START
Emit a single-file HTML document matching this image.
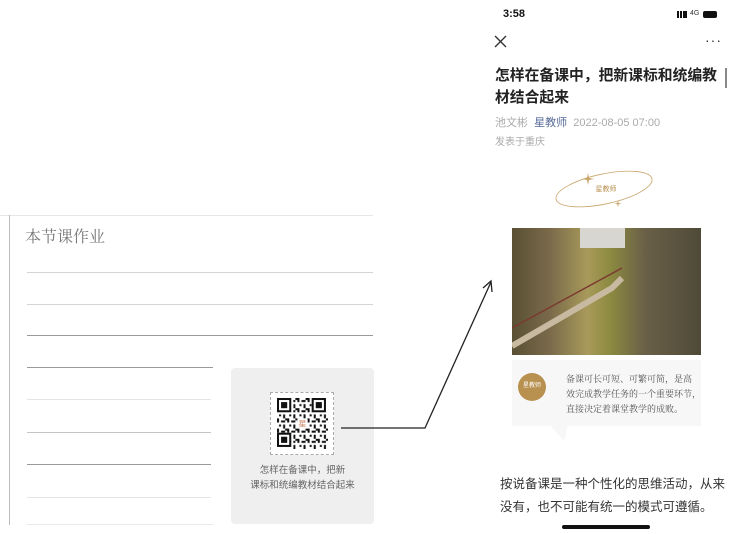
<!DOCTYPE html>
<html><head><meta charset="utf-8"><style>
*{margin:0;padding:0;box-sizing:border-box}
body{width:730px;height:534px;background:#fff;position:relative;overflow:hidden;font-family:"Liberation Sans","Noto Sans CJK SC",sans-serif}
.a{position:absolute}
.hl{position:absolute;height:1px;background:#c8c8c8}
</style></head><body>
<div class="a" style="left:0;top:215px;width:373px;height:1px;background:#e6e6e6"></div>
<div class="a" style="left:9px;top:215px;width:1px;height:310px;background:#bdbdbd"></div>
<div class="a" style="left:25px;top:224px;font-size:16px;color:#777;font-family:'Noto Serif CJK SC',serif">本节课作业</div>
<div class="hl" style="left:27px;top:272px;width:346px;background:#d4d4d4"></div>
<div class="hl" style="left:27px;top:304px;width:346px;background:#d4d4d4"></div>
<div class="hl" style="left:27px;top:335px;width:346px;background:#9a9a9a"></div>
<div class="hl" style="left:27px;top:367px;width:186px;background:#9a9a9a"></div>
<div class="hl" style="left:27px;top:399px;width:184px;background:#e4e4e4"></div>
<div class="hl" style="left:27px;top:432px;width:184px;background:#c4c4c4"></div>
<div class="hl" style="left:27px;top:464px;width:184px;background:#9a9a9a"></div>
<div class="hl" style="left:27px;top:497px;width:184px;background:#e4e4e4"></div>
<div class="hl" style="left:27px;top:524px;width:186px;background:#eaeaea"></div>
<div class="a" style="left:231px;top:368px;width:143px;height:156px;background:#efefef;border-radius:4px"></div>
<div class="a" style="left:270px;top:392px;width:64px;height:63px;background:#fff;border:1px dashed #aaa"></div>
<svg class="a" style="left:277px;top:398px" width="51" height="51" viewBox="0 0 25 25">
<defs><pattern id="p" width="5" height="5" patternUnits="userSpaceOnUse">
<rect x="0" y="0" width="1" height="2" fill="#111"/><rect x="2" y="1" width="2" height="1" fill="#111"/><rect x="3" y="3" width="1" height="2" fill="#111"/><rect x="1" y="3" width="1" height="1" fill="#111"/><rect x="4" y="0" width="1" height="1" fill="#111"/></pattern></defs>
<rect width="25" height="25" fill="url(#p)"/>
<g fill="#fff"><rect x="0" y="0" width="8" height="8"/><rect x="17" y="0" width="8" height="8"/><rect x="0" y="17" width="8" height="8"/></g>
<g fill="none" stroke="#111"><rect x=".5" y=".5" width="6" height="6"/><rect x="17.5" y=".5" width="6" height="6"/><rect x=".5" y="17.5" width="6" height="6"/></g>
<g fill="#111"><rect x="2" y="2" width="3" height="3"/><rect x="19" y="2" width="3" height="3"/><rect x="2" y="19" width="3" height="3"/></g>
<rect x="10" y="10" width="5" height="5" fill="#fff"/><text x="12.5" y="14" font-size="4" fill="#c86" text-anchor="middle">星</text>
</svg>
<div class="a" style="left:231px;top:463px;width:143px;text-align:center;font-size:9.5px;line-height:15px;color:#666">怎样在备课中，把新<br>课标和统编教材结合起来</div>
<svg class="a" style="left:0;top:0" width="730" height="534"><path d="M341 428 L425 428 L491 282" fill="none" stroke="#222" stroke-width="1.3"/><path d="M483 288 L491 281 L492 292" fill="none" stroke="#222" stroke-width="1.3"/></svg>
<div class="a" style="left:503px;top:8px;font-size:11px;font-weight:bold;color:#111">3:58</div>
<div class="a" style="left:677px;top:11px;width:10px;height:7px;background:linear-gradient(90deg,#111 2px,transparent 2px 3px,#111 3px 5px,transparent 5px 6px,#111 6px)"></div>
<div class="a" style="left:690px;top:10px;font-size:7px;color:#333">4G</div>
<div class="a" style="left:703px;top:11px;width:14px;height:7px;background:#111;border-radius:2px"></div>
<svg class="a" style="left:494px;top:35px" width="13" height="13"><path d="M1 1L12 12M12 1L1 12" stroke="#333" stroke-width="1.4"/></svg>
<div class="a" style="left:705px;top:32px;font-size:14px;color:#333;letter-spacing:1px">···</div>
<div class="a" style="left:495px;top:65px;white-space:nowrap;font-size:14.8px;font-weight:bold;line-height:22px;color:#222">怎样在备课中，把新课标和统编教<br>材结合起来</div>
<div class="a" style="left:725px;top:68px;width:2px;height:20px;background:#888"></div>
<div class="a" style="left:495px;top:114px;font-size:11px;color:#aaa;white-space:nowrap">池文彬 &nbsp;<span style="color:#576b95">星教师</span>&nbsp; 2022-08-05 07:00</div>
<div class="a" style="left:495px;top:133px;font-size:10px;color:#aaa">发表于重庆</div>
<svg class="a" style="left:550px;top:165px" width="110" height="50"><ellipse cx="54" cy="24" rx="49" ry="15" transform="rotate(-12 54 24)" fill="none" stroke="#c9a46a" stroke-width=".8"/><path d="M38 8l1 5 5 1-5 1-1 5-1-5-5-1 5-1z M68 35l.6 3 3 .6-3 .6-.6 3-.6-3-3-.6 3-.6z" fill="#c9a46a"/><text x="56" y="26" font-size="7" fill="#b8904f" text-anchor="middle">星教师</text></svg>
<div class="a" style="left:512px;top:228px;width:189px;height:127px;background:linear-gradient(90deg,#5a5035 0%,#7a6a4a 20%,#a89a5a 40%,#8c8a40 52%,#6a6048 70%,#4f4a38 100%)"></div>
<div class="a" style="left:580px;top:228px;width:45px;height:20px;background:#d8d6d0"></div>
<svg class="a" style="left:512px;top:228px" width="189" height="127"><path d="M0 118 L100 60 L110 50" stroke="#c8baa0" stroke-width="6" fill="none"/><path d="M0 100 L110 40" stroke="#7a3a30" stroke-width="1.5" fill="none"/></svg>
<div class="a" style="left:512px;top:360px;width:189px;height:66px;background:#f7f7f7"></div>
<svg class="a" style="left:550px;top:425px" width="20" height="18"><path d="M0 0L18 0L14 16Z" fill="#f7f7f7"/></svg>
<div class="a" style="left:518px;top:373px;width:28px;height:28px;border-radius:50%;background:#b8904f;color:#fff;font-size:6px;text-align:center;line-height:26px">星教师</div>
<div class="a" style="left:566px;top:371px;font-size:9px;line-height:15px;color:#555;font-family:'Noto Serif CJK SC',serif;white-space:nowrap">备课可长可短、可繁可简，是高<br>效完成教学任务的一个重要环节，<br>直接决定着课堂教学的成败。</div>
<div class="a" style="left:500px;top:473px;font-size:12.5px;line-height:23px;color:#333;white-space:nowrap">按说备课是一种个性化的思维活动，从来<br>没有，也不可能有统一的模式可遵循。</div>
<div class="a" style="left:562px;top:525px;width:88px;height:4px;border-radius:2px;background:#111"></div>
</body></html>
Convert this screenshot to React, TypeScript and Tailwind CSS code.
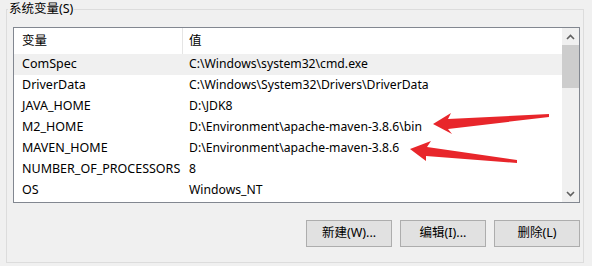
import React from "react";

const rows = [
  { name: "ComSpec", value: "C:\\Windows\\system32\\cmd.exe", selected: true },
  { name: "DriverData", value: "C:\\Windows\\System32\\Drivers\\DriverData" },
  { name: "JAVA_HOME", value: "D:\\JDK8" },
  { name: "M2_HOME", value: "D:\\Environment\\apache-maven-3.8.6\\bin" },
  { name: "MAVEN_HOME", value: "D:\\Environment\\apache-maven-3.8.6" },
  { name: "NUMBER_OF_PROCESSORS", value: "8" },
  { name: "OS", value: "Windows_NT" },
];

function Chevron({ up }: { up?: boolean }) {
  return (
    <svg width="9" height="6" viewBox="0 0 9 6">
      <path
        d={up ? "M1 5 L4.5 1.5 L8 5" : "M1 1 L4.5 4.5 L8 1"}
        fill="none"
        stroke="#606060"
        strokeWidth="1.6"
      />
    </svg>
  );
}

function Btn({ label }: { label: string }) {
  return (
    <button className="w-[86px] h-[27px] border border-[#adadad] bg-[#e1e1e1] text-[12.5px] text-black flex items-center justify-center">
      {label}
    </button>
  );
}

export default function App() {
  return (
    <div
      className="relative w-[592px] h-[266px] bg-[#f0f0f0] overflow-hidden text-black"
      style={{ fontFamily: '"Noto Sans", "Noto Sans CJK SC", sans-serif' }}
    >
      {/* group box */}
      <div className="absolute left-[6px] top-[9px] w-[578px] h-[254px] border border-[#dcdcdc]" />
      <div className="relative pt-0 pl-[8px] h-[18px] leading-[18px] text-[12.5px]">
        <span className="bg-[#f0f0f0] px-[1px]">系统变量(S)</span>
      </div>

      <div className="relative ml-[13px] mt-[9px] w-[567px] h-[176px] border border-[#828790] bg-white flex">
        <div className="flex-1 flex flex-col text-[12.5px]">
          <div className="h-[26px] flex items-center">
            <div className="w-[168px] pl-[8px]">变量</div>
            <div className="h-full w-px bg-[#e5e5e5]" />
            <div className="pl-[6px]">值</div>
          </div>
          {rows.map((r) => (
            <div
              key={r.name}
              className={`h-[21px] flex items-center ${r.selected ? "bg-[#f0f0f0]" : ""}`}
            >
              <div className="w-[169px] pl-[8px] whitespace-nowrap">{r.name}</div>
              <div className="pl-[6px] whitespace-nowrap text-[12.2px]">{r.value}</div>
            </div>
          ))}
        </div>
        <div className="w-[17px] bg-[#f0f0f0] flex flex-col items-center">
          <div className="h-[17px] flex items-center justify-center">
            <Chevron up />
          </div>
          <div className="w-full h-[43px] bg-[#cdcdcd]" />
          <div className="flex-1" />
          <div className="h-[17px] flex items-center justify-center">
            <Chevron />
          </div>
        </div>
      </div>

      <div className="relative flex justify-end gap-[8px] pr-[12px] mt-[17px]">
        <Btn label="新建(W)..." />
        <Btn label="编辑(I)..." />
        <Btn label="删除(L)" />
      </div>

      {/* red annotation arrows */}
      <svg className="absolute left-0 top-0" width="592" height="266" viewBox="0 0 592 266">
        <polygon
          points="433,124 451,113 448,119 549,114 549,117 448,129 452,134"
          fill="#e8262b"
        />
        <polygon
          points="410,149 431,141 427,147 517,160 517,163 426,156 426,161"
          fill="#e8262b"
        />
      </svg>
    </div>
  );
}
END
* _To do_:
Copy out exactly the material that runs from the line with "Convert this screenshot" to the line with "import React from", ends included, and leave the pictures behind.

* _Answer to the exercise_:
Convert this screenshot to React, TypeScript and Tailwind CSS code.
import React from "react";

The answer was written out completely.